QUESTA È UNA RACCOLTA DI NOTIZIE E FATTI STORICI, ADATTA PER RICERCHE SCOLASTICHE E PER ARRICCHIRE IL PROPRIO BAGAGLIO CULTURALE.

LAZIO: IL FORMAGGIO

Prima della completa bonifica degli anni Trenta dell’Agro Pontino che si stende nella parte meridionale del Lazio, in provincia di Latina, la principale attività della regione era la pastorizia. Il patrimonio ovino del Lazio era il secondo in Italia dopo quello della Sardegna. Nei primi decenni del nostro secolo era possibile assistere frequentemente al passaggio delle greggi per le vie del centro di Roma. I pastori conducevano pecore e capre sui monti in estate e poi le riportavano in pianura in autunno.
Oggi la pastorizia non è più attività trainante dell’economia laziale, ma fa ancora parte del panorama economico della regione e, soprattutto, ha lasciato una grande tradizione in fatto di formaggi fabbricati con latte di pecora. A questi si sono aggiunti altri formaggi di latte di mucca (mozzarella e caciotta), perchè attualmente l’allevamento dei bovini e dei bufali è più sviluppato di quello degli ovini.

La produzione casearia resta prerogativa della provincia laziale, anche se Roma ha via via concentrato nella sua zona di influenza tutte le principali e più redditizie attività della regione, insieme con i tre quarti della popolazione. Il pecorino romano, la mozzarella, le caciotte e la ricotta, per citare i prodotti più famosi, vanno ad arricchire la lunga lista dei formaggi di produzione italiana (circa 400), molti dei quali vengono esportati in Europa e nel mondo intero.
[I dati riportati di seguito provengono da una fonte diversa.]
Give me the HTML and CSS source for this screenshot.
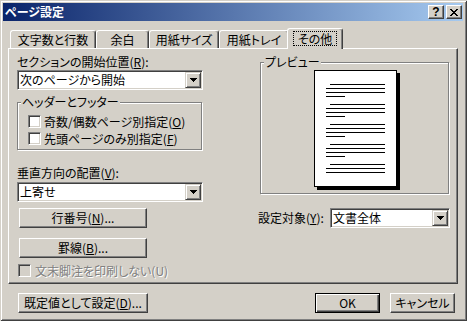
FILE: index.html
```html
<!DOCTYPE html>
<html lang="ja">
<head>
  <meta charset="UTF-8" />
  <title>ページ設定</title>
  <link rel="stylesheet" href="styles.css">
</head>
<body>

<div class="window">
  <div class="titlebar">
    <span class="title">ページ設定</span>
    <div class="caption-buttons">
      <span class="cap-btn help">?</span>
      <span class="cap-btn">
        <svg width="8" height="7" viewBox="0 0 8 7" shape-rendering="crispEdges"><path d="M0 0h2v1H0zM6 0h2v1H6zM1 1h2v1H1zM5 1h2v1H5zM2 2h4v1H2zM3 3h2v1H3zM2 4h4v1H2zM1 5h2v1H1zM5 5h2v1H5zM0 6h2v1H0zM6 6h2v1H6z"/></svg>
      </span>
    </div>
  </div>

  <div class="tabs">
    <div class="tab">文字数と行数</div>
    <div class="tab">余白</div>
    <div class="tab">用紙サイズ</div>
    <div class="tab">用紙トレイ</div>
    <div class="tab active"><span class="focus">その他</span></div>
  </div>

  <div class="panel">
    <!-- left column -->
    <div class="col-left">
      <div class="label">セクションの開始位置(<u>R</u>):</div>
      <div class="combo">
        <span class="combo-value">次のページから開始</span>
        <span class="combo-btn"><svg width="7" height="4" viewBox="0 0 7 4" shape-rendering="crispEdges"><path d="M0 0h7v1H0zM1 1h5v1H1zM2 2h3v1H2zM3 3h1v1H3z"/></svg></span>
      </div>

      <fieldset class="group">
        <legend>ヘッダーとフッター</legend>
        <label class="check"><span class="box"></span><span>奇数/偶数ページ別指定(<u>O</u>)</span></label>
        <label class="check"><span class="box"></span><span>先頭ページのみ別指定(<u>F</u>)</span></label>
      </fieldset>

      <div class="label label-gap">垂直方向の配置(<u>V</u>):</div>
      <div class="combo combo-tight">
        <span class="combo-value">上寄せ</span>
        <span class="combo-btn"><svg width="7" height="4" viewBox="0 0 7 4" shape-rendering="crispEdges"><path d="M0 0h7v1H0zM1 1h5v1H1zM2 2h3v1H2zM3 3h1v1H3z"/></svg></span>
      </div>

      <div class="btn btn-side">行番号(<u>N</u>)...</div>
      <div class="btn btn-side btn-lower">罫線(<u>B</u>)...</div>

      <label class="check disabled"><span class="box"></span><span>文末脚注を印刷しない(U)</span></label>
    </div>

    <!-- right column -->
    <div class="col-right">
      <fieldset class="group preview">
        <legend>プレビュー</legend>
        <svg class="page" width="86" height="120" viewBox="0 0 86 120" shape-rendering="crispEdges">
          <rect x="3" y="3" width="83" height="117" fill="#000"/>
          <rect x="0.5" y="0.5" width="82" height="116" fill="#fff" stroke="#000"/>
          <g fill="#000">
            <rect x="16" y="14" width="55" height="1"/>
            <rect x="12" y="18" width="59" height="1"/>
            <rect x="12" y="22" width="59" height="1"/>
            <rect x="12" y="26" width="19" height="1"/>
            <rect x="16" y="34" width="55" height="1"/>
            <rect x="12" y="38" width="59" height="1"/>
            <rect x="12" y="42" width="59" height="1"/>
            <rect x="12" y="46" width="19" height="1"/>
            <rect x="16" y="54" width="55" height="1"/>
            <rect x="12" y="58" width="59" height="1"/>
            <rect x="12" y="62" width="59" height="1"/>
            <rect x="12" y="66" width="19" height="1"/>
            <rect x="16" y="74" width="55" height="1"/>
            <rect x="12" y="78" width="59" height="1"/>
            <rect x="12" y="82" width="59" height="1"/>
            <rect x="12" y="86" width="19" height="1"/>
            <rect x="16" y="94" width="55" height="1"/>
            <rect x="12" y="98" width="59" height="1"/>
            <rect x="12" y="102" width="59" height="1"/>
          </g>
        </svg>
      </fieldset>

      <div class="apply-row">
        <span>設定対象(<u>Y</u>):</span>
        <div class="combo combo-small">
          <span class="combo-value">文書全体</span>
          <span class="combo-btn"><svg width="7" height="4" viewBox="0 0 7 4" shape-rendering="crispEdges"><path d="M0 0h7v1H0zM1 1h5v1H1zM2 2h3v1H2zM3 3h1v1H3z"/></svg></span>
        </div>
      </div>
    </div>
  </div>

  <div class="footer">
    <div class="btn btn-wide">既定値として設定(<u>D</u>)...</div>
    <div class="btn btn-default">OK</div>
    <div class="btn btn-cancel">キャンセル</div>
  </div>
</div>

</body>
</html>
```

FILE: styles.css
```css
* { box-sizing: border-box; }

body {
  margin: 0;
  font-family: "Noto Sans CJK JP", "Noto Sans", sans-serif;
  font-size: 12px;
  line-height: 14px;
  font-feature-settings: "palt";
  color: #000;
  background: #d4d0c8;
}

u { text-underline-offset: 1px; }

.window {
  width: 467px;
  height: 321px;
  padding: 3px 4px 4px 3px;
  background: #d4d0c8;
  box-shadow: inset 1px 1px #d4d0c8, inset -1px -1px #404040,
              inset 2px 2px #fff, inset -2px -2px #808080;
}

/* title bar */
.titlebar {
  height: 18px;
  display: flex;
  align-items: center;
  justify-content: space-between;
  padding: 0 1px 0 2px;
  background: linear-gradient(to right, #0a246a, #a6caf0);
}

.title {
  color: #fff;
  font-weight: bold;
}

.caption-buttons {
  display: flex;
  gap: 2px;
}

.cap-btn {
  width: 16px;
  height: 14px;
  display: flex;
  align-items: center;
  justify-content: center;
  background: #d4d0c8;
  border: 1px solid;
  border-color: #fff #404040 #404040 #fff;
  box-shadow: inset -1px -1px #808080;
}

.help {
  font-family: "Liberation Sans", Arial, sans-serif;
  font-weight: bold;
  font-size: 12px;
  line-height: 12px;
}

/* tabs */
.tabs {
  display: flex;
  align-items: flex-end;
  height: 20px;
  margin: 7px 0 0 5px;
  padding-left: 2px;
}

.tab {
  height: 18px;
  display: flex;
  align-items: center;
  justify-content: center;
  background: #d4d0c8;
  border: 1px solid;
  border-bottom: none;
  border-color: #fff #404040 #fff #fff;
  border-radius: 3px 3px 0 0;
  box-shadow: inset -1px 0 #808080;
}

.tab:nth-child(1) { width: 86px; }
.tab:nth-child(2) { width: 53px; }
.tab:nth-child(3) { width: 70px; }
.tab:nth-child(4) { width: 70px; }

.tab.active {
  position: relative;
  z-index: 1;
  width: 56px;
  height: 21px;
  margin: 0 -2px -1px;
  align-items: flex-start;
  padding-top: 2px;
}

.focus {
  border: 1px dotted #000;
  padding: 0 4px;
  line-height: 13px;
}

/* panel */
.panel {
  display: flex;
  width: 450px;
  height: 236px;
  margin-left: 5px;
  padding: 6px 0 0 8px;
  border: 1px solid;
  border-color: #fff #404040 #404040 #fff;
  box-shadow: inset -1px -1px #808080;
}

.col-left {
  width: 186px;
  display: flex;
  flex-direction: column;
  align-items: flex-start;
}

.col-right {
  width: 192px;
  margin-left: 55px;
}

.label-gap { margin-top: 16px; }

/* combo box */
.combo {
  display: flex;
  align-items: center;
  width: 186px;
  height: 20px;
  margin-top: 1px;
  padding: 1px;
  background: #fff;
  border: 1px solid;
  border-color: #808080 #fff #fff #808080;
  box-shadow: inset 1px 1px #404040, inset -1px -1px #d4d0c8;
}

.combo-tight { margin-top: 2px; }

.combo-value {
  flex: 1;
  padding-left: 1px;
  white-space: nowrap;
}

.combo-btn {
  width: 16px;
  height: 16px;
  display: flex;
  align-items: center;
  justify-content: center;
  background: #d4d0c8;
  border: 1px solid;
  border-color: #d4d0c8 #404040 #404040 #d4d0c8;
  box-shadow: inset 1px 1px #fff, inset -1px -1px #808080;
}

/* group boxes */
.group {
  width: 185px;
  margin: 5px 0 0;
  padding: 4px 0 2px;
  min-width: 0;
  border: 1px solid #808080;
  box-shadow: inset 1px 1px #fff, 1px 1px #fff;
}

.group legend {
  margin-left: 3px;
  padding: 0 1px;
  background: #d4d0c8;
}

.preview {
  width: 189px;
  margin: 0 0 0 2px;
  padding: 1px 0 3px;
}

.page {
  display: block;
  margin-left: 53px;
}

/* check boxes */
.check {
  display: flex;
  align-items: center;
  gap: 3px;
  height: 17px;
  padding-left: 10px;
  white-space: nowrap;
}

.box {
  width: 13px;
  height: 13px;
  background: #fff;
  border: 1px solid;
  border-color: #808080 #fff #fff #808080;
  box-shadow: inset 1px 1px #404040, inset -1px -1px #d4d0c8;
}

.check.disabled {
  margin-top: 4px;
  padding-left: 1px;
  gap: 4px;
  color: #808080;
  text-shadow: 1px 1px #fff;
}

.check.disabled .box { background: #d4d0c8; }

/* buttons */
.btn {
  height: 20px;
  display: flex;
  align-items: center;
  justify-content: center;
  background: #d4d0c8;
  border: 1px solid;
  border-color: #fff #404040 #404040 #fff;
  box-shadow: inset -1px -1px #808080;
  white-space: nowrap;
}

.btn-side {
  width: 128px;
  margin: 6px 0 0 2px;
}

.btn-side.btn-lower { margin-top: 10px; }

.apply-row {
  display: flex;
  align-items: center;
  justify-content: space-between;
  margin-top: 14px;
}

.combo-small {
  width: 120px;
  margin-top: 0;
}

/* footer */
.footer {
  display: flex;
  margin-top: 9px;
  padding: 0 8px 0 15px;
}

.btn-wide { width: 130px; }

.btn-default {
  width: 65px;
  margin-left: auto;
  border-color: #000;
  box-shadow: inset 1px 1px #fff, inset -1px -1px #404040, inset -2px -2px #808080;
}

.btn-cancel {
  width: 65px;
  margin-left: 10px;
}
```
I produttori più rispettosi della tradizione temono l’eccessiva industrializzazione della produzione a scapito della qualità e del gusto e difendono gli autentici formaggi laziali, che vengono preparati secondo le antiche regole. Per fare il pecorino, come dice il nome stesso, viene utilizzato latte di pecora riscaldato a 38 gradi. Si procede poi alla coagulazione con caglio in pasta che si realizza in 15-20 minuti. La cagliata viene frantumata, portata a 48 gradi di temperatura per 10-12 minuti e poi compressa con le mani in ogni senso. Si passa poi alla “frugatura” per purificarla del siero e ad una nuova compressione, per una ventina di minuti. Dopo due giorni si inizia la salatura che dura due mesi. L’ultima operazione è la stagionatura nella “caciaia” per 7-8 mesi ad una temperatura di 15-20 gradi. Il risultato è giudicato ottimale se la forma ha la crosta bruna, la pasta granulosa, senza occhiatura e un sapore un po’ piccante.

Pare che gli antichi Romani, e Plinio in particolare, apprezzassero il pecorino tanto da dire che aveva il sapore degli dèi.